Overview - The USD was weaker after US GDP and trade data, while GDP data supported the CHF and SEK.
North American session
The USD extended European losses in North America, with US data coming in on the soft side. Q1 GDP was revised down to 1.3% from 1.6% as expected, the revisions led by consumer spending which was revised to2.0% from 2.5%, while cote PCE prices saw a marginal downward revision to 3.6% from 3.7%. Initial claims saw a marginal rise to 219k from 216k but the big surprise was a wider advance goods trade deficit fir April, of $99.4bn versus $92.3bn in March, which adds to risk of another subdued quarter from GDP in Q2. Later April pending home sales reported a sharp 7.7% decline.
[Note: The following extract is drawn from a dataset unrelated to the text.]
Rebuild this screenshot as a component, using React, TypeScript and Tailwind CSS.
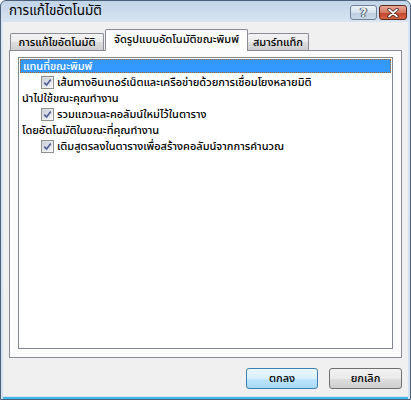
import { type ReactNode } from 'react';

const thai = "font-[Tahoma,'Noto_Sans_Thai','Noto_Sans_Thai_UI','Noto_Sans','DejaVu_Sans',sans-serif]";

function CheckBox() {
  return (
    <span className="flex h-[13px] w-[13px] shrink-0 items-center justify-center border border-[#8e8f8f] bg-[linear-gradient(135deg,#d8d8d8,#fdfdfd)] p-px">
      <span className="flex h-full w-full items-center justify-center bg-[linear-gradient(135deg,#c9ced6,#f4f5f7)]">
        <svg viewBox="0 0 9 9" className="h-[9px] w-[9px]">
          <path d="M1.3 4.6 L3.6 7 L7.8 1.4" fill="none" stroke="#4b5f94" strokeWidth="1.7" />
        </svg>
      </span>
    </span>
  );
}

function GroupRow({ children, selected }: { children: ReactNode; selected?: boolean }) {
  return (
    <div
      className={
        selected
          ? 'flex h-[14px] items-center border border-dotted border-[#b8611f] bg-[#3399ff] pl-[2px] text-white'
          : 'flex h-[14px] items-center border border-transparent pl-px text-black'
      }
    >
      {children}
    </div>
  );
}

function CheckRow({ children }: { children: ReactNode }) {
  return (
    <div className="flex h-[18px] items-center gap-[3px] pl-[21px] text-black">
      <CheckBox />
      <span>{children}</span>
    </div>
  );
}

export default function App() {
  return (
    <div className={`flex h-[400px] w-[411px] flex-col overflow-hidden rounded-t-[6px] border border-[#4b607a] bg-[linear-gradient(180deg,#c2d4e8,#d9e5f2_22px,#d3e1f0)] px-[2px] text-[11px] font-medium leading-none ${thai}`}>
      {/* title bar */}
      <div className="flex h-[21px] shrink-0 items-center justify-between pl-[6px] pr-[1px]">
        <span className="text-[13.5px] font-normal text-black">การแก้ไขอัตโนมัติ</span>
        <div className="flex items-center gap-[2px] pt-[2px]">
          <div className="flex h-[15px] w-[27px] items-center justify-center rounded-[3px] border border-[#6e8199] bg-[linear-gradient(180deg,#eef3f8,#d6e1ed_50%,#bccde0_51%,#cbd9e8)]">
            <span className="font-['DejaVu_Sans',sans-serif] text-[12px] font-bold text-[#f4f6f8] [text-shadow:0_0_1px_#2a3a4e,0_0_1px_#2a3a4e,1px_0_0_#45566b,-1px_0_0_#45566b]">
              ?
            </span>
          </div>
          <div className="flex h-[15px] w-[28px] items-center justify-center rounded-[3px] border border-[#5f2a1c] bg-[linear-gradient(180deg,#e9aa98,#d57a64_50%,#c2442a_51%,#d76447)]">
            <svg viewBox="0 0 14 10" className="h-[10px] w-[14px]">
              <path d="M3 1.5 L11 8.5 M11 1.5 L3 8.5" stroke="#3b1a12" strokeWidth="3.4" strokeLinecap="round" />
              <path d="M3 1.5 L11 8.5 M11 1.5 L3 8.5" stroke="#ffffff" strokeWidth="1.8" strokeLinecap="round" />
            </svg>
          </div>
        </div>
      </div>

      {/* client area */}
      <div className="flex h-[374px] shrink-0 flex-col bg-[#f0f0f0] px-[6px] pt-[7px]">
        {/* tabs */}
        <div className="relative z-10 flex h-[21px] items-end pl-px">
          <div className="flex h-[17px] w-[94px] items-center justify-center rounded-t-[2px] border border-b-0 border-[#898c95] bg-[linear-gradient(180deg,#f3f3f3,#ebebeb_50%,#dddddd_51%,#cfcfcf)] text-black">
            การแก้ไขอัตโนมัติ
          </div>
          <div className="-mb-px ml-px flex h-[22px] w-[143px] items-center justify-center rounded-t-[2px] border border-b-0 border-[#898c95] bg-[#fcfcfc] pb-[2px] text-black">
            จัดรูปแบบอัตโนมัติขณะพิมพ์
          </div>
          <div className="flex h-[17px] w-[61px] items-center justify-center rounded-t-[2px] border border-b-0 border-l-0 border-[#898c95] bg-[linear-gradient(180deg,#f3f3f3,#ebebeb_50%,#dddddd_51%,#cfcfcf)] text-black">
            สมาร์ทแท็ก
          </div>
        </div>

        {/* tab panel */}
        <div className="h-[308px] border border-[#898c95] bg-[#fcfcfc] px-[8px] pb-[8px] pt-[6px]">
          <div className="h-full border border-[#828790] bg-white p-px">
            <GroupRow selected>แทนที่ขณะพิมพ์</GroupRow>
            <CheckRow>เส้นทางอินเทอร์เน็ตและเครือข่ายด้วยการเชื่อมโยงหลายมิติ</CheckRow>
            <GroupRow>นำไปใช้ขณะคุณทำงาน</GroupRow>
            <CheckRow>รวมแถวและคอลัมน์ใหม่ไว้ในตาราง</CheckRow>
            <GroupRow>โดยอัตโนมัติในขณะที่คุณทำงาน</GroupRow>
            <CheckRow>เติมสูตรลงในตารางเพื่อสร้างคอลัมน์จากการคำนวณ</CheckRow>
          </div>
        </div>

        {/* buttons */}
        <div className="mt-[10px] flex justify-end gap-[11px]">
          <button className="flex h-[21px] w-[72px] items-center justify-center rounded-[3px] border border-[#3c7fb1] bg-[linear-gradient(180deg,#eaf6fd,#d9f0fc_50%,#bee6fd_51%,#a7d9f5)] text-black">
            ตกลง
          </button>
          <button className="flex h-[21px] w-[73px] items-center justify-center rounded-[3px] border border-[#707070] bg-[linear-gradient(180deg,#f2f2f2,#ebebeb_50%,#dddddd_51%,#cfcfcf)] text-black">
            ยกเลิก
          </button>
        </div>
      </div>
      <div className="mt-px h-[2px] shrink-0 bg-[#3fb6e6]" />
    </div>
  );
}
EUR/USD advanced to 1.0835 from 1.0815 ahead of the data while GBP/USD rose to 1.2735 from 1.2710. USD/CAD fell to 1.3680 from 1.3710 while AUD/USD rose to .6635 from .6620. USD/JPY was relatively resilient, moving slightly above pre-data levels to around 156.80 with only a brief dip. EUR/CHF and EUR/SEK extended European losses, falling below .98 and 11.50 respectively.
European morning session
The USD was generally lower through the European morning, losing around 0.1-0.2% against the majors. EUR/USD rallied to 1.0810 after dropping below 1.08 in Asia, while USD/JPY continued the softer tone seen in Asia, slipping below 157.
The CHF was the best performer, with EUR/CHF dropping half a figure to 0.9810 after stronger than expected Swiss Q1 GDP data, which showed a 0.5% q/q gain against a consensus of 0.3%. The SEK also performed well, with EUR/SEK falling 4 figures to 11.50 after Swedish Q1 GDP rose a much larger than expected 0.7% q/q, although the impact was reduced because 0.5% of the rise was due to inventories.
Other data saw an EU Commission survey that was much as expected, with no major change in the confidence indices, although the business climate index did improve. Spanish CPI also came in in line with expectations at 0.2% m/m on an HICP basis.